» GOAL
Leave out the pictures; transcribe all else exactly.
──────────────────────────────
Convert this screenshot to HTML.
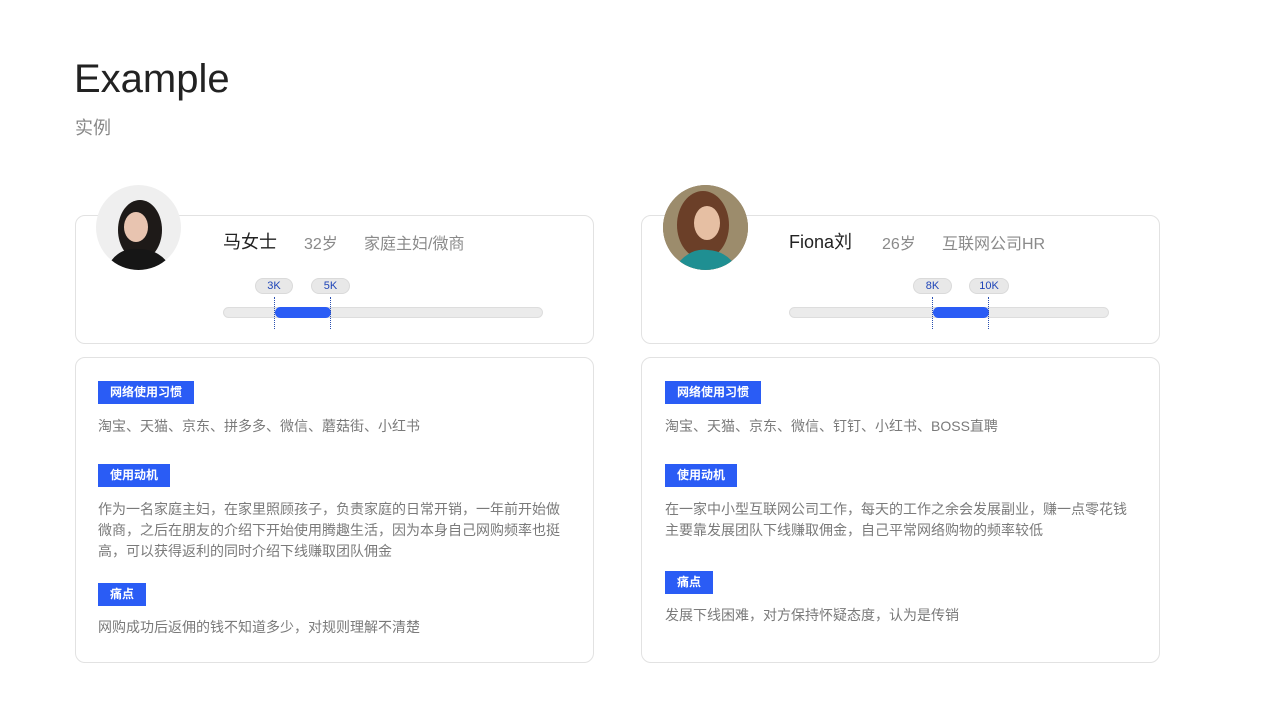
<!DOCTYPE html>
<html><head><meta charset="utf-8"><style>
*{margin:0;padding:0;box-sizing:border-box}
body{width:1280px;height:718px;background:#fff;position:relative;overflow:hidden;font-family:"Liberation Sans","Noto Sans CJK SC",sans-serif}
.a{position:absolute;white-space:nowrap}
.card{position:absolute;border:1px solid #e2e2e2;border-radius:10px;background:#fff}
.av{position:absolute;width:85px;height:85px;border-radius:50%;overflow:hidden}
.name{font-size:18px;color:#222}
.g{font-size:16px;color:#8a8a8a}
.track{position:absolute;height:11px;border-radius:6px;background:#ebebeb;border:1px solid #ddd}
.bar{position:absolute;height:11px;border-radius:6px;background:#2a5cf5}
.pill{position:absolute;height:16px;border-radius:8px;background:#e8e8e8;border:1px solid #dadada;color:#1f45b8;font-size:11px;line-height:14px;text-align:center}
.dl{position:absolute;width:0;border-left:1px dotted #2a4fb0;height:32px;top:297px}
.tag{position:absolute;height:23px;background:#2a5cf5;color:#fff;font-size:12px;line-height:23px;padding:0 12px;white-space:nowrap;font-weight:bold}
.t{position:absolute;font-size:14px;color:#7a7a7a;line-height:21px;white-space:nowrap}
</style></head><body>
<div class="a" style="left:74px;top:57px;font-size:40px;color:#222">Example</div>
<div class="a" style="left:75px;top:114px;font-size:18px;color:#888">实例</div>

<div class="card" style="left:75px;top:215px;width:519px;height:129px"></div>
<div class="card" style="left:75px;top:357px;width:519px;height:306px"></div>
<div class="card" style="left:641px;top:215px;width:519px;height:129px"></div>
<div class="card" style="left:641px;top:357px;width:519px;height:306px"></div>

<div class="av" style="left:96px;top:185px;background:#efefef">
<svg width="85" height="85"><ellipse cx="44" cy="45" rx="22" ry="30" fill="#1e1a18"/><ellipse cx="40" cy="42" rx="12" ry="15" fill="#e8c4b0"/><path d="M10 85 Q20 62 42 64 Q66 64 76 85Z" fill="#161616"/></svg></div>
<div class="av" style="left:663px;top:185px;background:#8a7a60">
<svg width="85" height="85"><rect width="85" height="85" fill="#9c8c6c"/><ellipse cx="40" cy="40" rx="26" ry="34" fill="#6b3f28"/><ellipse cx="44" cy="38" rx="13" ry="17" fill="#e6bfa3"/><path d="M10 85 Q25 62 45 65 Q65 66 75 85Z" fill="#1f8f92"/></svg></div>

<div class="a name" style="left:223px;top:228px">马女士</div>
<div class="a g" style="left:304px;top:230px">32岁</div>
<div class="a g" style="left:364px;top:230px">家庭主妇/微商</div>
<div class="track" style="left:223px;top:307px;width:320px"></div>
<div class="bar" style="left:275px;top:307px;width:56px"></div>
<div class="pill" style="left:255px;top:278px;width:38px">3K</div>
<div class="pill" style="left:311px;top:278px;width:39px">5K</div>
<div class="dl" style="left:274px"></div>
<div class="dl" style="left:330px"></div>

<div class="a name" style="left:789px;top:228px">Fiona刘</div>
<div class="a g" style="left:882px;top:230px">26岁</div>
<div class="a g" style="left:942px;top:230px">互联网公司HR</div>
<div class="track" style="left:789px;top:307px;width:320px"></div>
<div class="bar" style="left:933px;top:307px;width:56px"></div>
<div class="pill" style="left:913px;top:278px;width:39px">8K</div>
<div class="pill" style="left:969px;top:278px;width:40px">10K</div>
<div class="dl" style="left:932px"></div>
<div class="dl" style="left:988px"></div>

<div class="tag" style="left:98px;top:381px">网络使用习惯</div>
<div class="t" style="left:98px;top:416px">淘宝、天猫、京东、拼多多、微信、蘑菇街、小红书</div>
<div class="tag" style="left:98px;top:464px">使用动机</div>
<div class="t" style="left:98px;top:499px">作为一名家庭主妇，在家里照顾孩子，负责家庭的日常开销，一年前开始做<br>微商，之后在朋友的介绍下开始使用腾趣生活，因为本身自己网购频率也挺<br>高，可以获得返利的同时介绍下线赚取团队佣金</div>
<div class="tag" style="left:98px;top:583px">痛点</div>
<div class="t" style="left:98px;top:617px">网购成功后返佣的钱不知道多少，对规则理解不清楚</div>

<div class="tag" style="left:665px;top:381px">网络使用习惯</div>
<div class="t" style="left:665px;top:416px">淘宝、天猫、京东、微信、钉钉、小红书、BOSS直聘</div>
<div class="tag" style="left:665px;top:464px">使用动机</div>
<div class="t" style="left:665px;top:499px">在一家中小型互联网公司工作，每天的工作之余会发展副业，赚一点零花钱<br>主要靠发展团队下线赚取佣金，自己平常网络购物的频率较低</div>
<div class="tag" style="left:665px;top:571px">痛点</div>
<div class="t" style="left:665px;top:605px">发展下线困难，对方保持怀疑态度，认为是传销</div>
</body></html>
──────────────────────────────
» CORRECT ANSWER
Convert this screenshot to HTML.
<!DOCTYPE html>
<html><head><meta charset="utf-8"><style>
*{margin:0;padding:0;box-sizing:border-box}
body{width:1280px;height:718px;background:#fff;position:relative;overflow:hidden;font-family:"Liberation Sans","Noto Sans CJK SC",sans-serif}
.a{position:absolute;white-space:nowrap}
.card{position:absolute;border:1px solid #e2e2e2;border-radius:10px;background:#fff}
.av{position:absolute;width:85px;height:85px;border-radius:50%;overflow:hidden}
.name{font-size:18px;color:#222}
.g{font-size:16px;color:#8a8a8a}
.track{position:absolute;height:11px;border-radius:6px;background:#ebebeb;border:1px solid #ddd}
.bar{position:absolute;height:11px;border-radius:6px;background:#2a5cf5}
.pill{position:absolute;height:16px;border-radius:8px;background:#e8e8e8;border:1px solid #dadada;color:#1f45b8;font-size:11px;line-height:14px;text-align:center}
.dl{position:absolute;width:0;border-left:1px dotted #2a4fb0;height:32px;top:297px}
.tag{position:absolute;height:23px;background:#2a5cf5;color:#fff;font-size:12px;line-height:23px;padding:0 12px;white-space:nowrap;font-weight:bold}
.t{position:absolute;font-size:14px;color:#7a7a7a;line-height:21px;white-space:nowrap}
</style></head><body>
<div class="a" style="left:74px;top:57px;font-size:40px;color:#222">Example</div>
<div class="a" style="left:75px;top:114px;font-size:18px;color:#888">实例</div>

<div class="card" style="left:75px;top:215px;width:519px;height:129px"></div>
<div class="card" style="left:75px;top:357px;width:519px;height:306px"></div>
<div class="card" style="left:641px;top:215px;width:519px;height:129px"></div>
<div class="card" style="left:641px;top:357px;width:519px;height:306px"></div>

<div class="av" style="left:96px;top:185px;background:#efefef">
<svg width="85" height="85"><ellipse cx="44" cy="45" rx="22" ry="30" fill="#1e1a18"/><ellipse cx="40" cy="42" rx="12" ry="15" fill="#e8c4b0"/><path d="M10 85 Q20 62 42 64 Q66 64 76 85Z" fill="#161616"/></svg></div>
<div class="av" style="left:663px;top:185px;background:#8a7a60">
<svg width="85" height="85"><rect width="85" height="85" fill="#9c8c6c"/><ellipse cx="40" cy="40" rx="26" ry="34" fill="#6b3f28"/><ellipse cx="44" cy="38" rx="13" ry="17" fill="#e6bfa3"/><path d="M10 85 Q25 62 45 65 Q65 66 75 85Z" fill="#1f8f92"/></svg></div>

<div class="a name" style="left:223px;top:228px">马女士</div>
<div class="a g" style="left:304px;top:230px">32岁</div>
<div class="a g" style="left:364px;top:230px">家庭主妇/微商</div>
<div class="track" style="left:223px;top:307px;width:320px"></div>
<div class="bar" style="left:275px;top:307px;width:56px"></div>
<div class="pill" style="left:255px;top:278px;width:38px">3K</div>
<div class="pill" style="left:311px;top:278px;width:39px">5K</div>
<div class="dl" style="left:274px"></div>
<div class="dl" style="left:330px"></div>

<div class="a name" style="left:789px;top:228px">Fiona刘</div>
<div class="a g" style="left:882px;top:230px">26岁</div>
<div class="a g" style="left:942px;top:230px">互联网公司HR</div>
<div class="track" style="left:789px;top:307px;width:320px"></div>
<div class="bar" style="left:933px;top:307px;width:56px"></div>
<div class="pill" style="left:913px;top:278px;width:39px">8K</div>
<div class="pill" style="left:969px;top:278px;width:40px">10K</div>
<div class="dl" style="left:932px"></div>
<div class="dl" style="left:988px"></div>

<div class="tag" style="left:98px;top:381px">网络使用习惯</div>
<div class="t" style="left:98px;top:416px">淘宝、天猫、京东、拼多多、微信、蘑菇街、小红书</div>
<div class="tag" style="left:98px;top:464px">使用动机</div>
<div class="t" style="left:98px;top:499px">作为一名家庭主妇，在家里照顾孩子，负责家庭的日常开销，一年前开始做<br>微商，之后在朋友的介绍下开始使用腾趣生活，因为本身自己网购频率也挺<br>高，可以获得返利的同时介绍下线赚取团队佣金</div>
<div class="tag" style="left:98px;top:583px">痛点</div>
<div class="t" style="left:98px;top:617px">网购成功后返佣的钱不知道多少，对规则理解不清楚</div>

<div class="tag" style="left:665px;top:381px">网络使用习惯</div>
<div class="t" style="left:665px;top:416px">淘宝、天猫、京东、微信、钉钉、小红书、BOSS直聘</div>
<div class="tag" style="left:665px;top:464px">使用动机</div>
<div class="t" style="left:665px;top:499px">在一家中小型互联网公司工作，每天的工作之余会发展副业，赚一点零花钱<br>主要靠发展团队下线赚取佣金，自己平常网络购物的频率较低</div>
<div class="tag" style="left:665px;top:571px">痛点</div>
<div class="t" style="left:665px;top:605px">发展下线困难，对方保持怀疑态度，认为是传销</div>
</body></html>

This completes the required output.